___ Source data ___

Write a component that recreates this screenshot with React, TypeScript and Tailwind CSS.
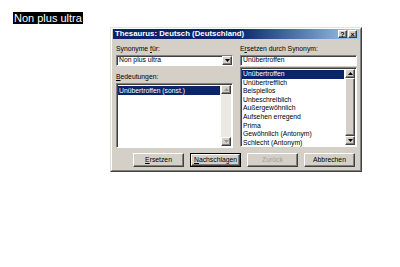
import React from 'react';

const raised =
  'bg-[#d4d0c8] border border-t-white border-l-white border-r-[#404040] border-b-[#404040] shadow-[inset_-1px_-1px_0_#808080]';
const sunken =
  'bg-white border border-t-[#808080] border-l-[#808080] border-r-white border-b-white shadow-[inset_1px_1px_0_#404040]';

function Arrow({ up = false, disabled = false }: { up?: boolean; disabled?: boolean }) {
  const fill = disabled ? '#9a9892' : '#000';
  return (
    <svg width="5" height="3" viewBox="0 0 5 3">
      <polygon points={up ? '2.5,0 5,3 0,3' : '0,0 5,0 2.5,3'} fill={fill} />
    </svg>
  );
}

function ScrollBar({ disabled = false }: { disabled?: boolean }) {
  return (
    <div className="w-[10px] h-full flex flex-col bg-[#ebe9e4]">
      <div className={`${raised} h-[9px] flex items-center justify-center`}>
        <Arrow up disabled={disabled} />
      </div>
      <div className="flex-1 flex flex-col">
        {!disabled && <div className={`${raised} flex-1`} />}
      </div>
      <div className={`${raised} h-[9px] flex items-center justify-center`}>
        <Arrow disabled={disabled} />
      </div>
    </div>
  );
}

function Button({ children, isDefault = false, disabled = false }: { children: React.ReactNode; isDefault?: boolean; disabled?: boolean }) {
  return (
    <div className={`w-[51px] h-[14px] ${isDefault ? 'border border-black' : ''}`}>
      <div
        className={`${raised} w-full h-full flex items-center justify-center text-[6.8px] leading-none whitespace-nowrap ${
          disabled ? 'text-[#a09e98]' : 'text-black'
        }`}
      >
        {children}
      </div>
    </div>
  );
}

const synonyms = [
  'Unübertroffen',
  'Unübertrefflich',
  'Beispiellos',
  'Unbeschreiblich',
  'Außergewöhnlich',
  'Aufsehen erregend',
  'Prima',
  'Gewöhnlich (Antonym)',
  'Schlecht (Antonym)',
];

export default function App() {
  return (
    <div className="w-[400px] h-[267px] bg-white pt-[12px] pl-[13px] font-['Liberation_Sans',Arial,sans-serif]">
      <div className="h-[13px] text-[11px] leading-[13px]">
        <span className="bg-black text-white px-[1px]">Non plus ultra</span>
      </div>

      <div className="ml-[97px] mt-[2px] w-[252px] h-[145px] border border-t-[#e4e2dc] border-l-[#e4e2dc] border-r-[#404040] border-b-[#404040]">
        <div className="w-full h-full bg-[#d4d0c8] border border-t-white border-l-white border-r-[#808080] border-b-[#808080] flex flex-col">
          {/* title bar */}
          <div className="h-[10px] mx-[1px] bg-gradient-to-r from-[#0a246a] via-[#0a246a] to-[#a6caf0] flex items-center pl-[2px] pr-[2px]">
            <span className="text-white font-bold text-[7.8px] leading-none flex-1">Thesaurus: Deutsch (Deutschland)</span>
            <div className={`${raised} w-[9px] h-[8px] flex items-center justify-center text-[7px] font-bold leading-none`}>?</div>
            <div className={`${raised} w-[9px] h-[8px] ml-[1px] flex items-center justify-center text-[7px] font-bold leading-none`}>×</div>
          </div>

          {/* body */}
          <div className="flex gap-[7px] pl-[4px] pt-[5px] text-[6.8px] text-black">
            <div className="w-[117px] flex flex-col">
              <div className="h-[9px] leading-[9px]">
                Synonyme <u>f</u>ür:
              </div>
              <div className={`${sunken} h-[11px] mt-[2px] flex items-center`}>
                <span className="flex-1 pl-[2px] leading-none">Non plus ultra</span>
                <div className={`${raised} w-[10px] h-[9px] flex items-center justify-center`}>
                  <Arrow />
                </div>
              </div>
              <div className="h-[9px] leading-[9px] mt-[6px]">
                <u>B</u>edeutungen:
              </div>
              <div className={`${sunken} h-[65px] mt-[2px] flex p-[1px]`}>
                <div className="flex-1 pt-[1px] pr-[1px]">
                  <div className="h-[9px] leading-[9px] pl-[1px] bg-[#0a246a] text-white">Unübertroffen (sonst.)</div>
                </div>
                <ScrollBar disabled />
              </div>
            </div>

            <div className="w-[117px] flex flex-col">
              <div className="h-[9px] leading-[9px]">
                E<u>r</u>setzen durch Synonym:
              </div>
              <div className={`${sunken} h-[11px] mt-[2px] flex items-center`}>
                <span className="flex-1 pl-[2px] leading-none">Unübertroffen</span>
              </div>
              <div className={`${sunken} h-[80px] mt-[1px] flex p-[1px]`}>
                <div className="flex-1 pt-[1px] pr-[1px]">
                  {synonyms.map((s, i) => (
                    <div
                      key={s}
                      className={`h-[8.6px] leading-[8.6px] pl-[1px] ${i === 0 ? 'bg-[#0a246a] text-white' : ''}`}
                    >
                      {s}
                    </div>
                  ))}
                </div>
                <ScrollBar />
              </div>
            </div>
          </div>

          {/* buttons */}
          <div className="flex justify-end gap-[6px] pr-[5px] mt-[5px]">
            <Button>
              <u>E</u>rsetzen
            </Button>
            <Button isDefault>
              <u>N</u>achschlagen
            </Button>
            <Button disabled>Zurück</Button>
            <Button>Abbrechen</Button>
          </div>
        </div>
      </div>
    </div>
  );
}
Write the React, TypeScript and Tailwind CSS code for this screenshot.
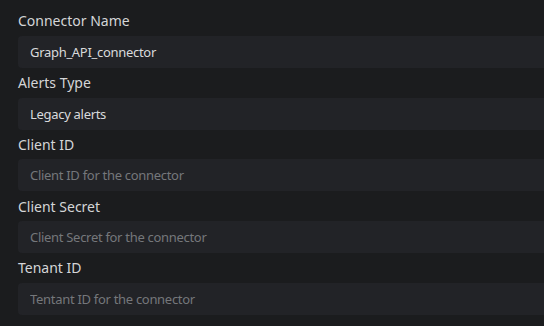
const fields = [
  { label: "Connector Name", value: "Graph_API_connector", placeholder: "" },
  { label: "Alerts Type", value: "Legacy alerts", placeholder: "" },
  { label: "Client ID", value: "", placeholder: "Client ID for the connector" },
  { label: "Client Secret", value: "", placeholder: "Client Secret for the connector" },
  { label: "Tenant ID", value: "", placeholder: "Tentant ID for the connector" },
];

export default function App() {
  return (
    <div
      className="w-[544px] h-[326px] overflow-hidden bg-[#1b1c1e] pt-[6px] pl-[18px]"
      style={{ fontFamily: '"Noto Sans", "Open Sans", sans-serif' }}
    >
      <div className="w-[560px] flex flex-col">
        {fields.map((f) => (
          <div key={f.label} className="flex flex-col">
            <label className="h-[29.75px] flex items-center text-[14px] text-[#d4d5d7]">{f.label}</label>
            <input
              readOnly
              defaultValue={f.value}
              placeholder={f.placeholder}
              className="h-[32px] rounded-[4px] bg-[#222327] px-3 text-[13px] tracking-[-0.3px] text-[#d9dadc] placeholder:text-[#75777b] outline-none"
            />
          </div>
        ))}
      </div>
    </div>
  );
}
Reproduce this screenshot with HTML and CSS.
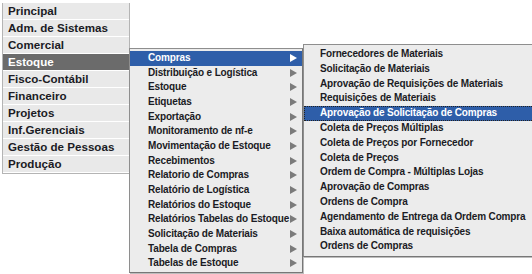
FILE: index.html
```html
<!DOCTYPE html>
<html lang="pt">
<head>
    <meta charset="UTF-8">
    <title>Menu</title>
    <link rel="stylesheet" href="styles.css">
</head>
<body>
    <ul class="menu">
        <li>Principal</li>
        <li>Adm. de Sistemas</li>
        <li>Comercial</li>
        <li class="active">Estoque
            <ul class="sub sub-estoque">
                <li class="active">Compras<span class="arrow"></span>
                    <ul class="sub sub-compras">
                        <li>Fornecedores de Materiais</li>
                        <li>Solicitação de Materiais</li>
                        <li>Aprovação de Requisições de Materiais</li>
                        <li>Requisições de Materiais</li>
                        <li class="active focus">Aprovação de Solicitação de Compras</li>
                        <li>Coleta de Preços Múltiplas</li>
                        <li>Coleta de Preços por Fornecedor</li>
                        <li>Coleta de Preços</li>
                        <li>Ordem de Compra - Múltiplas Lojas</li>
                        <li>Aprovação de Compras</li>
                        <li>Ordens de Compra</li>
                        <li>Agendamento de Entrega da Ordem Compra</li>
                        <li>Baixa automática de requisições</li>
                        <li>Ordens de Compras</li>
                    </ul>
                </li>
                <li>Distribuição e Logística<span class="arrow"></span></li>
                <li>Estoque<span class="arrow"></span></li>
                <li>Etiquetas<span class="arrow"></span></li>
                <li>Exportação<span class="arrow"></span></li>
                <li>Monitoramento de nf-e<span class="arrow"></span></li>
                <li>Movimentação de Estoque<span class="arrow"></span></li>
                <li>Recebimentos<span class="arrow"></span></li>
                <li>Relatorio de Compras<span class="arrow"></span></li>
                <li>Relatório de Logística<span class="arrow"></span></li>
                <li>Relatórios do Estoque<span class="arrow"></span></li>
                <li>Relatórios Tabelas do Estoque<span class="arrow"></span></li>
                <li>Solicitação de Materiais<span class="arrow"></span></li>
                <li>Tabela de Compras<span class="arrow"></span></li>
                <li>Tabelas de Estoque<span class="arrow"></span></li>
            </ul>
        </li>
        <li>Fisco-Contábil</li>
        <li>Financeiro</li>
        <li>Projetos</li>
        <li>Inf.Gerenciais</li>
        <li>Gestão de Pessoas</li>
        <li>Produção</li>
    </ul>
</body>
</html>
```

FILE: styles.css
```css
html, body {
    height: 274px;
}
body {
    margin: 0;
    background: #fff;
    font-family: "Liberation Sans", Arial, sans-serif;
    font-weight: bold;
    color: #1b1b24;
}
ul {
    list-style: none;
    margin: 0;
    padding: 0;
}
.menu {
    width: 126px;
    margin: 3px 0 0 2px;
    border: 1px solid #b4b4b4;
    border-top: none;
    background: #fff;
}
.menu > li {
    position: relative;
    height: 16px;
    line-height: 16px;
    padding-left: 5px;
    margin-bottom: 1px;
    font-size: 11.6px;
    white-space: nowrap;
    background: #e9e9e9;
}
.menu > li.active {
    z-index: 2;
    background: #6b6b6b;
    color: #fff;
}
.sub {
    position: absolute;
    z-index: 3;
    background: #ececec;
    border: 1px solid #8e8e8e;
    border-right-color: #777;
    border-bottom-color: #777;
    box-shadow: 1px 1px 0 #bdbdbd;
    color: #1b1b24;
}
.sub li {
    position: relative;
    font-size: 10px;
    letter-spacing: -0.15px;
    white-space: nowrap;
}
.sub-estoque {
    left: 126px;
    top: -6px;
    width: 172px;
    padding: 2px 0 1px;
}
.sub-estoque > li {
    height: 14.67px;
    line-height: 14.67px;
    padding-left: 18px;
}
.sub-estoque > li.active {
    background: #2e5ea9;
    color: #fff;
}
.arrow {
    position: absolute;
    right: 5px;
    top: 3px;
    width: 0;
    height: 0;
    border-left: 7px solid #7b7b7b;
    border-top: 4px solid transparent;
    border-bottom: 4px solid transparent;
}
.active > .arrow {
    border-left-color: #fff;
}
.sub-compras {
    left: 173px;
    top: -7px;
    width: 230px;
    padding: 2px 0;
}
.sub-compras > li {
    height: 14.8px;
    line-height: 14.8px;
    padding-left: 16px;
    color: #1b1b24;
}
.sub-compras > li.active {
    background: #2e5ea9;
    color: #fff;
}
.sub-compras > li.focus {
    outline: 1px dotted #222;
    outline-offset: -1px;
}
```
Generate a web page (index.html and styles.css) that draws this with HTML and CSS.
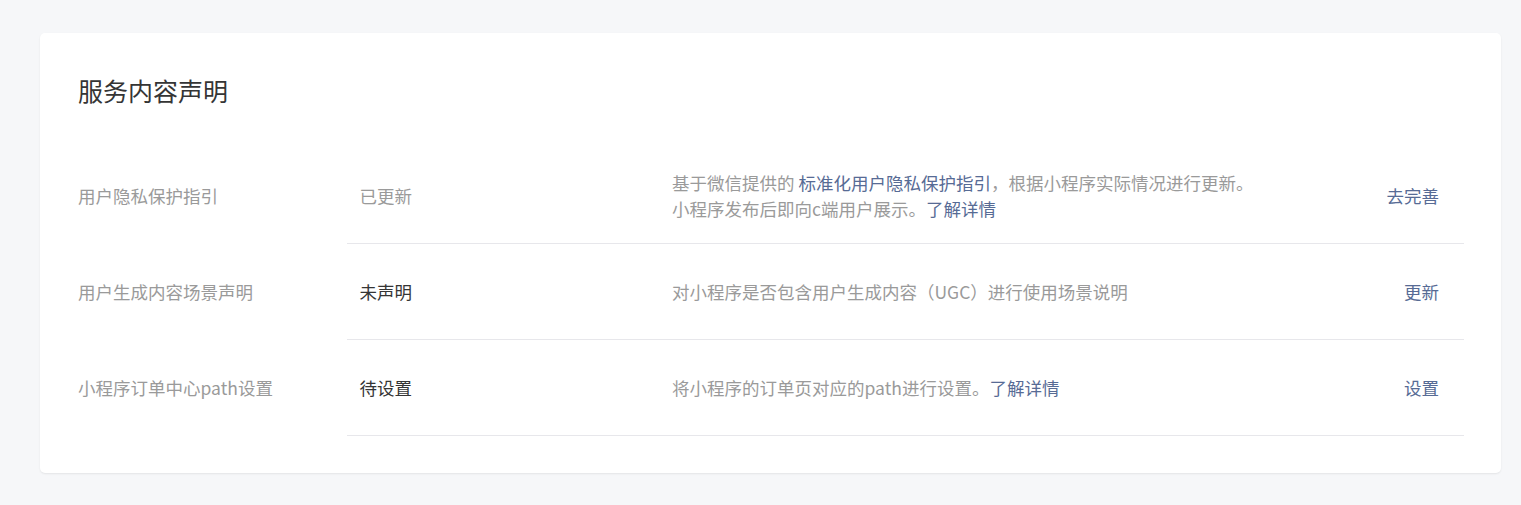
FILE: index.html
```html
<!DOCTYPE html>
<html lang="zh-CN">
<head>
<meta charset="utf-8">
<title>服务内容声明</title>
<link rel="stylesheet" href="styles.css">
</head>
<body>
<div class="card">
  <h2 class="card-title">服务内容声明</h2>
  <table class="decl-table">
    <colgroup>
      <col class="col-label">
      <col class="col-status">
      <col class="col-desc">
      <col class="col-action">
    </colgroup>
    <tbody>
      <tr>
        <th class="cell-label">用户隐私保护指引</th>
        <td class="cell-status muted">已更新</td>
        <td class="cell-desc">基于微信提供的 <a class="link" href="#">标准化用户隐私保护指引</a>，根据小程序实际情况进行更新。<br>小程序发布后即向c端用户展示。<a class="link" href="#">了解详情</a></td>
        <td class="cell-action"><a class="link" href="#">去完善</a></td>
      </tr>
      <tr>
        <th class="cell-label">用户生成内容场景声明</th>
        <td class="cell-status">未声明</td>
        <td class="cell-desc">对小程序是否包含用户生成内容（UGC）进行使用场景说明</td>
        <td class="cell-action"><a class="link" href="#">更新</a></td>
      </tr>
      <tr>
        <th class="cell-label">小程序订单中心path设置</th>
        <td class="cell-status">待设置</td>
        <td class="cell-desc">将小程序的订单页对应的path进行设置。<a class="link" href="#">了解详情</a></td>
        <td class="cell-action"><a class="link" href="#">设置</a></td>
      </tr>
    </tbody>
  </table>
</div>
</body>
</html>
```

FILE: styles.css
```css
html, body {
  margin: 0;
  padding: 0;
}
body {
  background: #f6f7f9;
  font-family: "Noto Sans CJK SC", "Noto Sans", "Liberation Sans", sans-serif;
  color: #353535;
  padding: 33px 20px 32px 40px;
}
.card {
  background: #fff;
  border-radius: 5px;
  box-shadow: 0 1px 2px rgba(0, 0, 0, 0.08);
  padding: 40px 37px 37px 38px;
}
.card-title {
  margin: 0 0 40px;
  font-size: 25px;
  line-height: 35px;
  font-weight: 400;
  color: #353535;
}
.decl-table {
  width: 100%;
  border-collapse: collapse;
  table-layout: fixed;
  font-size: 17.5px;
  line-height: 26px;
}
.col-label { width: 269px; }
.col-status { width: 312.5px; }
.col-action { width: 150px; }
.decl-table th,
.decl-table td {
  height: 95px;
  padding: 0;
  vertical-align: middle;
  text-align: left;
  font-weight: 400;
}
.decl-table td {
  border-bottom: 1px solid #e7e7eb;
}
.cell-label {
  color: #9a9a9a;
}
.cell-status {
  padding-left: 12.5px !important;
  color: #353535;
}
.cell-status.muted {
  color: #9a9a9a;
}
.cell-desc {
  padding-left: 12.5px !important;
  color: #9a9a9a;
}
.cell-action {
  text-align: right !important;
  padding-right: 25px !important;
}
.link {
  color: #576b95;
  text-decoration: none;
}
```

___

Given instruction
How many of the lines above include the word "this"? Respond with the number alone.

Completed exercise
4